Flowery collage of Etel Adnan

Etel Adnan, influential Lebanese-American author and artist, dies at 96

Influential and renowned Lebanese-American author, poet and painter Etel Adnan died Sunday in Paris at the age of 96.

Adnan was born in 1925 in Beirut, Lebanon to mother Rose “Lily” Lacorte and father Assaf Kadri. The poet grew up speaking Greek and Turkish in a predominantly Arab-speaking society, with a Greek Orthodox mother from Smyrna (currently known as Izmir, Turkey) and a Sunni Muslim father who was a high-ranking Ottoman officer born in Damascus.

She was just seven years old in 1932 when her father changed the family’s surname to Adnan. On previous occasion, Adnan had said that she grew up with “people who were defeated when they were still young,” even stating that by the time her father was 40, he was “an unemployable man.”
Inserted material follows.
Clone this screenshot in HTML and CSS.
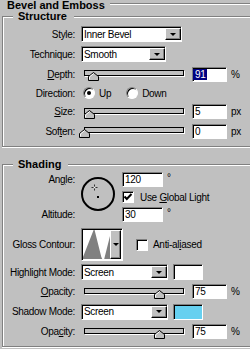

Etel Adnan, Untitled, ca. 1995-2000, oil on canvas

She was placed in French convent schools, and studied English in her youth. Her earliest work was written in the French language, while most of her later work was written in English.

In 1949 and at the age of 24, Adnan moved to Paris to pursue a degree in philosophy at the Sorbonne on a scholarship. She continued her graduate studies at the University of California, Berkeley and then Harvard University.

After the pursuit of her studies, she began to teach the philosophy of art at the Dominican University of California in San Rafael between 1958 and 1972.

“The head of the art department wondered how I can teach such a course without practicing painting,” she told The Paris Review Daily. “She gave me crayons and bits of paper, and I started doing little works, and she said I didn’t need any training, that I was a painter. So I kept going.”

Etel Adnan, Forêt, 2019, tapestry

In 1959 and at the age of 34, Adnan began to paint. Her earliest abstract works “were created using a palette knife to apply oil paint onto the canvas—often directly from the tube—in firm swipes across the picture’s surface.” She’s often stated that the focus of her work is almost always the “immediate beauty of colour.”

At the end of 1972, Adnan returned to Lebanon and began to work as a journalist and cultural editor for Al-Safa Newspaper. It is then that she met Simone Fattal, an artist also residing in Beirut who would go on to become Adnan’s longtime partner.

Etel Adnan and her longtime partner Simone Fattal. Photo: Art Basel

When the civil war broke out in 1975, she and Fattal fled to Paris. During her time there, she wrote her widely acclaimed “Sitt Marie Rose,” a story originally published in French that details a kidnapping during the war from the perspective of the civilians enduring brutal political conflict. Today, it is considered a classic of war literature and has since been translated into ten languages, as well as been incorporated into curriculums in American classrooms.

Due to its “controversial political undertones,” it would be many years before the novel was available in Lebanese bookstores.

At the end of the 1970s, Adnan returned to California to reside in Sausalito, in the Bay Area. Her view of Mount Tamalpais, northwest of San Francisco, would become a recurring inspiration and element in her art, as she repeatedly rendered the mountain into her abstract oil paintings.

While Adnan had been an active painter for many years, she only began to gain recognition from the international art community in her 80s, when her paintings were featured in a 2012 contemporary art exhibition Documenta 13 in Kassel, Germany.

It was also in her later years that Adnan would begin to openly identify as a lesbian, shaking the Arab World where homosexuality is still widely and legally considered a taboo.

From then on, her work would go on to appear in numerous international exhibitions and art fairs, including the Whitney Biennial in New York. Currently, her final exhibition “Etel Adnan: Light’s New Measure” is on display at the famous Guggenheim Museum in Manhattan.

She drew attention for her leporellos, which are books folded like an accordion containing a mosaic of drawings, splashes of colour, and Arabic words and numbers. The screens can be “extended in space like free-standing drawings.”

She began combining Arabic calligraphy into her artworks and books in the 1960s. She did so by spending numerous hours copying words from an Arabic grammar book, without even trying to understand the meaning behind the words.

She continued to consider herself “a Californian artist,” even while she lived out her last few years in Paris. Alongside her art, she widely considered herself an “American poet,” as she began to write verse as an act of opposition to the Vietnam War. She wrote numerous collections of poetry, the last of which was “Shifting the Silence,” published in October 2020. 

Adnan is survived by her longtime partner, Simone Fattal.